The imperialist approach to Punjabi history created many false conceptions which need to be explored and rectified. For instance, "British looked upon Ranjit Singh’s state as a Sikh state based on close Hindu-Sikh alliance and basically opposed to the Muslims." The imperialist interpretations of the "history of the Sikhs" subsequently influenced both the writing of history, particularly in the 18th century, and people’s perceptions. The Sikh-Muslim conflict is the dominant, indeed single, narrative of the 18th century. But this is not the case as "many Sikh sardars were sympathetic to the Durranis, even joined hands with them in fighting against other sardars."
For Gaur, Waris Shah was an architect of the genre, an ethnographer and a historian. He synthesised the traditions of Punjab with Sufism, Islam, the eroticism of bhakti, teachings of Gurus and epics of the great tradition. He says that Waris Shah’s "narrative reflects his ability to ‘write’ the cultural profile of Punjabi Muslims, their great civilizational traditions, their hybrid culture, their inner conflicts, and their lifestyle in general … He produces eventually and successfully a cultural text of Punjab."

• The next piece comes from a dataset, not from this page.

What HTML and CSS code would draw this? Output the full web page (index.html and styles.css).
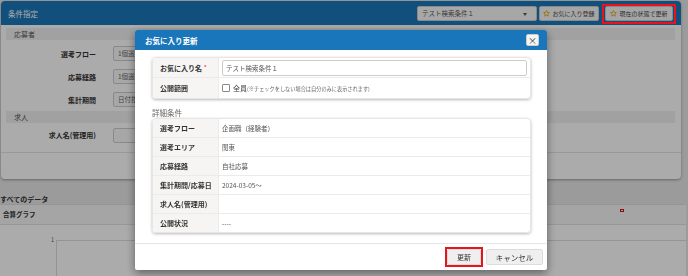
FILE: index.html
```html
<!DOCTYPE html>
<html lang="ja">
<head>
    <meta charset="UTF-8">
    <meta name="viewport" content="width=device-width, initial-scale=1.0">
    <title>条件指定</title>
    <link rel="stylesheet" href="styles.css">
</head>
<body>

    <!-- 条件指定パネル -->
    <div class="cond">
        <div class="cond-head">
            <span class="cond-title">条件指定</span>
            <div class="fav-tools">
                <div class="fav-select">テスト検索条件１<span class="caret"></span></div>
                <button class="tool-btn">
                    <svg class="star" viewBox="0 0 12 12"><polygon points="6,1 7.4,4.3 11,4.6 8.3,7 9.1,10.6 6,8.7 2.9,10.6 3.7,7 1,4.6 4.6,4.3"/></svg>
                    お気に入り登録
                </button>
                <span class="mark mark-head">
                    <button class="tool-btn wide">
                        <svg class="star" viewBox="0 0 12 12"><polygon points="6,1 7.4,4.3 11,4.6 8.3,7 9.1,10.6 6,8.7 2.9,10.6 3.7,7 1,4.6 4.6,4.3"/></svg>
                        現在の状態で更新
                    </button>
                </span>
            </div>
        </div>
        <div class="cond-body">
            <div class="sec-band">応募者</div>
            <div class="cond-row"><span class="cond-label">選考フロー</span><div class="pick">1個選択</div></div>
            <div class="cond-row"><span class="cond-label">応募経路</span><div class="pick">1個選択</div></div>
            <div class="cond-row"><span class="cond-label">集計期間</span><div class="pick">日付指定</div></div>
            <div class="sec-band">求人</div>
            <div class="cond-row tall"><span class="cond-label">求人名(管理用)</span><div class="pick"></div></div>
        </div>
        <div class="cond-foot"></div>
    </div>

    <!-- データ -->
    <div class="data-title">すべてのデータ</div>
    <div class="graph">
        <div class="graph-head">合算グラフ<span class="graph-icon"></span></div>
        <div class="chart">
            <span class="tick">1</span>
            <div class="plot"></div>
        </div>
    </div>

    <!-- お気に入り更新 モーダル -->
    <div class="overlay"></div>
    <div class="modal">
        <div class="modal-head">
            <span>お気に入り更新</span>
            <button class="close">×</button>
        </div>
        <div class="modal-body">
            <div class="card">
                <div class="card-row">
                    <div class="card-label">お気に入り名<span class="req">*</span></div>
                    <div class="card-value"><input class="text-input" type="text" value="テスト検索条件１"></div>
                </div>
                <div class="card-row">
                    <div class="card-label">公開範囲</div>
                    <div class="card-value">
                        <label class="check"><span class="box"></span>全員<small>(※チェックをしない場合は自分のみに表示されます)</small></label>
                    </div>
                </div>
            </div>

            <div class="sub-title">詳細条件</div>
            <div class="card detail">
                <div class="card-row"><div class="card-label">選考フロー</div><div class="card-value">企画職（経験者）</div></div>
                <div class="card-row"><div class="card-label">選考エリア</div><div class="card-value">関東</div></div>
                <div class="card-row"><div class="card-label">応募経路</div><div class="card-value">自社応募</div></div>
                <div class="card-row"><div class="card-label">集計期間/応募日</div><div class="card-value">2024-03-05〜</div></div>
                <div class="card-row"><div class="card-label">求人名(管理用)</div><div class="card-value"></div></div>
                <div class="card-row"><div class="card-label">公開状況</div><div class="card-value">----</div></div>
            </div>
        </div>
        <div class="modal-foot">
            <span class="mark"><button class="btn">更新</button></span>
            <button class="btn">キャンセル</button>
        </div>
    </div>

</body>
</html>
```

FILE: styles.css
```css
/* Global */
* {
    margin: 0;
    padding: 0;
    box-sizing: border-box;
    font-family: "Noto Sans CJK JP", "Noto Sans", sans-serif;
}

body {
    width: 688px;
    height: 276px;
    overflow: hidden;
    background-color: #e8e8e8;
    color: #333;
    font-size: 7px;
}

button {
    font-family: inherit;
    cursor: pointer;
}

/* 条件指定パネル */
.cond {
    margin: 1px 0 0 1px;
    width: 680px;
    background: #fff;
    border-radius: 4px;
    box-shadow: 0 1px 3px rgba(0, 0, 0, 0.35);
}

.cond-head {
    height: 24px;
    background: #1a76bb;
    border-radius: 4px 4px 0 0;
    display: flex;
    align-items: center;
    padding: 0 8px 0 7px;
    color: #fff;
}

.cond-title {
    font-size: 7.5px;
}

.fav-tools {
    margin-left: auto;
    display: flex;
    align-items: center;
    gap: 2px;
}

.fav-select {
    width: 120px;
    height: 15px;
    background: #fafafa;
    border: 1px solid #ccc;
    border-radius: 2px;
    color: #555;
    font-size: 6.5px;
    line-height: 13px;
    padding-left: 4px;
    position: relative;
}

.caret {
    position: absolute;
    right: 9px;
    top: 6px;
    border-left: 2.5px solid transparent;
    border-right: 2.5px solid transparent;
    border-top: 3px solid #555;
}

.tool-btn {
    height: 15px;
    width: 60px;
    background: #f7f7f7;
    border: 1px solid #ccc;
    border-radius: 2px;
    color: #444;
    font-size: 6px;
    display: flex;
    align-items: center;
    justify-content: center;
    gap: 2px;
}

.tool-btn.wide {
    width: 68px;
}

.star {
    width: 7px;
    height: 7px;
    fill: none;
    stroke: #d9a300;
    stroke-width: 1.3;
}

.mark {
    position: relative;
    display: inline-block;
}

.mark-head {
    margin-left: 4px;
}

/* annotation frame, drawn above the dim layer */
.mark::after {
    content: "";
    position: absolute;
    top: -2px;
    left: -2px;
    right: -2px;
    bottom: -2px;
    border: 2px solid #e8141c;
    z-index: 20;
}

.mark-head::after {
    top: -2px;
    left: -3px;
    right: -3px;
    bottom: -3px;
}

.cond-body {
    padding: 3px 6px 0 5px;
}

.sec-band {
    height: 12px;
    line-height: 12px;
    background: #f1f1f1;
    color: #555;
    padding-left: 8px;
}

.cond-row {
    height: 23px;
    display: flex;
    align-items: center;
    gap: 17px;
}

.cond-row:nth-child(2) {
    margin-top: 2px;
}

.cond-row.tall {
    height: 24px;
}

.cond-label {
    width: 90px;
    text-align: right;
    font-weight: bold;
    color: #333;
}

.pick {
    width: 170px;
    height: 15px;
    border: 1px solid #ccc;
    border-radius: 2px;
    background: #fafafa;
    color: #666;
    font-size: 6.5px;
    line-height: 13px;
    padding-left: 4px;
}

.cond-foot {
    margin-top: 5px;
    height: 27px;
    border-top: 1px solid #e4e4e4;
}

/* データ */
.data-title {
    margin: 15px 0 0 0;
    height: 10px;
    line-height: 10px;
    font-weight: bold;
    color: #333;
}

.graph {
    margin-left: -4px;
    width: 690px;
    height: 80px;
    background: #fff;
    border-radius: 4px 4px 0 0;
    border-top: 1px solid #ddd;
}

.graph-head {
    height: 20px;
    line-height: 19px;
    padding-left: 7px;
    background: #f6f6f6;
    border-bottom: 1px solid #e2e2e2;
    font-weight: bold;
    font-size: 6.5px;
    position: relative;
}

.graph-icon {
    position: absolute;
    left: 624px;
    top: 4px;
    width: 4px;
    height: 3px;
    border: 1px solid #d01010;
}

.chart {
    position: relative;
    height: 60px;
}

.tick {
    position: absolute;
    left: 55px;
    top: 11px;
    font-size: 5.5px;
    color: #555;
}

.plot {
    position: absolute;
    left: 60px;
    top: 15px;
    right: 0;
    bottom: 0;
    border-top: 1px solid #ddd;
    border-left: 1px solid #ddd;
}

/* Modal */
.overlay {
    position: fixed;
    top: 0;
    left: 0;
    width: 100%;
    height: 100%;
    background: rgba(0, 0, 0, 0.33);
    z-index: 10;
}

.modal {
    position: fixed;
    left: 135px;
    top: 30px;
    width: 412px;
    height: 240px;
    background: #fff;
    border-radius: 2px;
    box-shadow: 0 3px 10px rgba(0, 0, 0, 0.45);
    z-index: 15;
    display: flex;
    flex-direction: column;
}

.modal-head {
    height: 20px;
    background: #1a76bb;
    border-radius: 2px 2px 0 0;
    color: #fff;
    font-weight: bold;
    font-size: 7.5px;
    display: flex;
    align-items: center;
    padding: 0 8px 0 10px;
}

.close {
    margin-left: auto;
    width: 13px;
    height: 12px;
    background: #f4f4f4;
    border: 1px solid #ccc;
    border-radius: 2px;
    color: #333;
    font-size: 9px;
    line-height: 9px;
}

.modal-body {
    flex: 1;
    padding: 7px 16px 0 17px;
}

.card {
    border: 1px solid #e6e6e6;
    border-radius: 4px;
    box-shadow: 0 1px 3px rgba(0, 0, 0, 0.28);
    overflow: hidden;
}

.card-row {
    display: flex;
    height: 20px;
    border-bottom: 1px solid #ebebeb;
}

.card-row:last-child {
    border-bottom: none;
}

.detail .card-row {
    height: 19px;
}

.detail .card-row:last-child {
    height: 18px;
}

.card-label {
    width: 66px;
    flex-shrink: 0;
    background: #f6f5f3;
    border-right: 1px solid #ebebeb;
    padding-left: 7px;
    font-weight: bold;
    display: flex;
    align-items: center;
    color: #333;
}

.req {
    color: #e03030;
    font-size: 5px;
    margin-left: 2px;
    align-self: flex-start;
    margin-top: 5px;
}

.card-value {
    flex: 1;
    display: flex;
    align-items: center;
    padding: 0 3px 0 3px;
    font-size: 6.5px;
    color: #555;
}

.text-input {
    width: 100%;
    height: 16px;
    border: 1px solid #ccc;
    border-radius: 2px;
    padding-left: 3px;
    font-family: inherit;
    font-size: 6.5px;
    color: #555;
    outline: none;
}

.check {
    display: flex;
    align-items: center;
    font-size: 7px;
    color: #444;
}

.box {
    width: 8px;
    height: 8px;
    border: 1px solid #888;
    border-radius: 1px;
    margin-right: 3px;
    background: #fff;
}

.check small {
    font-size: 5.2px;
    color: #666;
}

.sub-title {
    margin: 9px 0 1px;
    height: 9px;
    line-height: 9px;
    font-size: 7.5px;
    color: #666;
}

.modal-foot {
    height: 27px;
    border-top: 1px solid #e6e6e6;
    display: flex;
    justify-content: flex-end;
    align-items: center;
    gap: 5px;
    padding: 0 4px;
}

.btn {
    height: 16px;
    background: #efefef;
    border: 1px solid #dcdcdc;
    border-radius: 2px;
    color: #333;
    font-size: 7px;
    display: block;
}

.mark .btn {
    width: 34px;
}

.btn + .btn,
.mark + .btn {
    width: 57px;
    font-size: 7.5px;
}
```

In Hir, Waris Shah has fused all religions, movements and traditions of Punjab and there is not a single verse that is biased, sectarian or communal. The same is the case with Bullah Shah. But then how it is that we were left with the mourning poem of Amrita Pritam, Aj Akhan Waris Shah Nun, in the bloodbath of 1947? The answer lies in the colonial history of Punjab. Waris Shah imbibed 1000 years of Punjab’s cultural history, and to get to him we have to traverse back in time, passing through colonial Punjab which laid the foundations for Arya Samaj, Singh Sabha Movement and Anjumans while hijacking the qissa of Waris shah.